Bukan, bukan aku menakutimu, sayang. Saat kita hanya tahu arah berdasarkan matahari terbit dan tenggelam. Atau sekedar melihat bintang untuk tahu akankah cuaca berangin jahat atau sedang, kau harus tahu, kita bahkan tak punya nyawa cadangan.

Dan hamparan itu, tak ada yang tahu pasti yang mana yang ujung, yang mana pangkal. Jika terantuk pada nasib baik, mungkin kita akan seperti Colombus yang tak sengaja singgah dan menemukan pijakan mewah untuk berhenti. Namun jika tidak, mungkin saja perompak yang membawa cerita kita untuk dibaca ibu dari koran harian di pagi nanti. Atau arloji kesayanganmu yang menjadi bukti sejarah tentang kapal karam di ekspedisi cucu adam puluhan tahun lagi.

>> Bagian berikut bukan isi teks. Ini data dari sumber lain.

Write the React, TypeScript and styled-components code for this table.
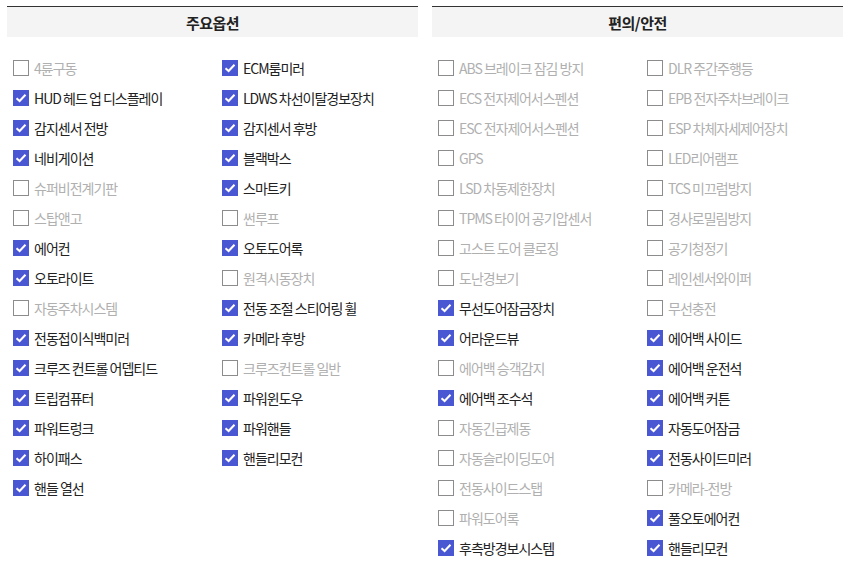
import React from "react";
import styled, { createGlobalStyle } from "styled-components";

const Global = createGlobalStyle`
  html, body { margin: 0; padding: 0; background: #fff; }
  body { font-family: "Noto Sans CJK KR", "Noto Sans", sans-serif; }
`;

const Page = styled.div`
  display: flex;
  gap: 14px;
  padding: 6px 5px 0 7px;
  width: 848px;
  box-sizing: border-box;
`;

const Panel = styled.section`
  width: 411px;
  flex: none;
`;

const Header = styled.h2`
  margin: 0;
  height: 30px;
  border-top: 1.5px solid #333;
  background: #f4f4f4;
  display: flex;
  align-items: center;
  justify-content: center;
  font-size: 15px;
  font-weight: 700;
  color: #222;
  letter-spacing: -0.5px;
`;

const Grid = styled.ul`
  list-style: none;
  margin: 0;
  padding: 16px 0 0 6px;
  display: grid;
  grid-template-columns: 209px 1fr;
  grid-auto-rows: 30px;
`;

const Item = styled.li<{ $on: boolean }>`
  display: flex;
  align-items: center;
  gap: 5px;
  font-size: 14px;
  letter-spacing: -1px;
  white-space: nowrap;
  color: ${(p) => (p.$on ? "#222" : "#b0b0b0")};
`;

const Box = styled.span<{ $on: boolean }>`
  width: 16px;
  height: 16px;
  box-sizing: border-box;
  flex: none;
  display: flex;
  align-items: center;
  justify-content: center;
  background: ${(p) => (p.$on ? "#4a57d3" : "#fff")};
  border: ${(p) => (p.$on ? "none" : "1px solid #8c8c8c")};
`;

type Opt = [string, boolean];

const left: Opt[] = [
  ["4륜구동", false], ["ECM룸미러", true],
  ["HUD 헤드 업 디스플레이", true], ["LDWS 차선이탈경보장치", true],
  ["감지센서 전방", true], ["감지센서 후방", true],
  ["네비게이션", true], ["블랙박스", true],
  ["슈퍼비전계기판", false], ["스마트키", true],
  ["스탑앤고", false], ["썬루프", false],
  ["에어컨", true], ["오토도어록", true],
  ["오토라이트", true], ["원격시동장치", false],
  ["자동주차시스템", false], ["전동 조절 스티어링 휠", true],
  ["전동접이식백미러", true], ["카메라 후방", true],
  ["크루즈 컨트롤 어뎁티드", true], ["크루즈컨트롤 일반", false],
  ["트립컴퓨터", true], ["파워윈도우", true],
  ["파워트렁크", true], ["파워핸들", true],
  ["하이패스", true], ["핸들리모컨", true],
  ["핸들 열선", true],
];

const right: Opt[] = [
  ["ABS 브레이크 잠김 방지", false], ["DLR 주간주행등", false],
  ["ECS 전자제어서스펜션", false], ["EPB 전자주차브레이크", false],
  ["ESC 전자제어서스펜션", false], ["ESP 차체자세제어장치", false],
  ["GPS", false], ["LED리어램프", false],
  ["LSD 차동제한장치", false], ["TCS 미끄럼방지", false],
  ["TPMS 타이어 공기압센서", false], ["경사로밀림방지", false],
  ["고스트 도어 클로징", false], ["공기청정기", false],
  ["도난경보기", false], ["레인센서와이퍼", false],
  ["무선도어잠금장치", true], ["무선충전", false],
  ["어라운드뷰", true], ["에어백 사이드", true],
  ["에어백 승객감지", false], ["에어백 운전석", true],
  ["에어백 조수석", true], ["에어백 커튼", true],
  ["자동긴급제동", false], ["자동도어잠금", true],
  ["자동슬라이딩도어", false], ["전동사이드미러", true],
  ["전동사이드스탭", false], ["카메라-전방", false],
  ["파워도어록", false], ["풀오토에어컨", true],
  ["후측방경보시스템", true], ["핸들리모컨", true],
];

const Check = () => (
  <svg width="12" height="10" viewBox="0 0 12 10">
    <path d="M1.5 5.2 L4.6 8 L10.5 1.8" fill="none" stroke="#fff" strokeWidth="2" />
  </svg>
);

const OptionGrid = ({ items }: { items: Opt[] }) => (
  <Grid>
    {items.map(([label, on], i) => (
      <Item key={i} $on={on}>
        <Box $on={on}>{on && <Check />}</Box>
        {label}
      </Item>
    ))}
  </Grid>
);

export default function App() {
  return (
    <>
      <Global />
      <Page>
        <Panel>
          <Header>주요옵션</Header>
          <OptionGrid items={left} />
        </Panel>
        <Panel>
          <Header>편의/안전</Header>
          <OptionGrid items={right} />
        </Panel>
      </Page>
    </>
  );
}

Ini kapal kita sayang, yang harus siap berlayar meski hanya dengan 1 peta yang akan usang karena selalu kita baca berdua. Dengan 1 bekal kompas yang jangan sampai kita hilangkan, yang bila rusak jangan ada yang saling menyalahkan. Dan layar ini, cukup gagah sepertinya bila dipasangkan pada kapal kita sekarang. Tapi bila nanti dilautan dia menjadi hilang keseimbangan, itu ulah angin laut yang tuhan kirimkan untuk ujian. Ini kapal kita sayang. Kapal kecil yang hanya bermuatan 2 orang.

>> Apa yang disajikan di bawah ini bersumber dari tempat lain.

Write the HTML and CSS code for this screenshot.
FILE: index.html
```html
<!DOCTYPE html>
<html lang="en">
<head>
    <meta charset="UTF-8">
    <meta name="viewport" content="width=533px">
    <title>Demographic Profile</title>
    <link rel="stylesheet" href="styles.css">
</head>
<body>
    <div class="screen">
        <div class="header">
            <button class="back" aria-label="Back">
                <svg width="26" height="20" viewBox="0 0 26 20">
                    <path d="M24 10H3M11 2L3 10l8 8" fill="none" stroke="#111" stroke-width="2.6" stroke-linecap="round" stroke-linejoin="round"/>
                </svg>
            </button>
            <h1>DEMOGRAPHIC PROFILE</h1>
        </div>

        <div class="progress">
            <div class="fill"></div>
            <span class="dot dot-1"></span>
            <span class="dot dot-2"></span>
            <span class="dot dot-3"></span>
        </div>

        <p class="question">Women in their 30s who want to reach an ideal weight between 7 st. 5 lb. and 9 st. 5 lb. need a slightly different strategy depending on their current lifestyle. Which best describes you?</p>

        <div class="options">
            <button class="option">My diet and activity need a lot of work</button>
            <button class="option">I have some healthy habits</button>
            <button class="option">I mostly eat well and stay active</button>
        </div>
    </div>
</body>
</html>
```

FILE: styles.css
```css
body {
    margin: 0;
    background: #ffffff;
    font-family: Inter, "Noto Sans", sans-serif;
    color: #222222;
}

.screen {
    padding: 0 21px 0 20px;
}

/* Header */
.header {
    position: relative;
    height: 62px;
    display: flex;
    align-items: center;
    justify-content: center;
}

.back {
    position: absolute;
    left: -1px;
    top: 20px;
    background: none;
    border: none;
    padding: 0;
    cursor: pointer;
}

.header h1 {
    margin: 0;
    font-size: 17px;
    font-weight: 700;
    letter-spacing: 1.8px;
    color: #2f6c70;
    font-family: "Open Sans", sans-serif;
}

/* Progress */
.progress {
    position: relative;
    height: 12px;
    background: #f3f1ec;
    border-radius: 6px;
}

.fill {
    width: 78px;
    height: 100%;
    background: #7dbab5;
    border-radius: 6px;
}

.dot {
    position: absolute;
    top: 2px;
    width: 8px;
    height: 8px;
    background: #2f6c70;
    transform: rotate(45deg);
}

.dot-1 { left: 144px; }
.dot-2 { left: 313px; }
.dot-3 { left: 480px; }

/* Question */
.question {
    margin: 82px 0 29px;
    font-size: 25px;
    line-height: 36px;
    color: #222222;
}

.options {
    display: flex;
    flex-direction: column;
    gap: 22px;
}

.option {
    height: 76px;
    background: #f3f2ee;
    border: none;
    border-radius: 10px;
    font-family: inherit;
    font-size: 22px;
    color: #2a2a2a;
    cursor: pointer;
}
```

Untuk lama waktu yang mungkin membuat kita mati kebosanan, untuk gelombang yang tak pernah kita tahu kapan menerjang. Untuk badai yang tak pernah kita undang tapi mungkin sekali datang. Untuk pelindung yang tak satupun kita punya kecuali cinta setia. Dan untuk mimpi agar sampai di daratan berdua. Genggam tanganku sayang, walau apa yang akan terjadi didepan, jangan pernah lepaskan. Pejamkan matamu, lalu pasrahkan saja pada Tuhan.

Sayang, aku bahkan tidak bisa berenang.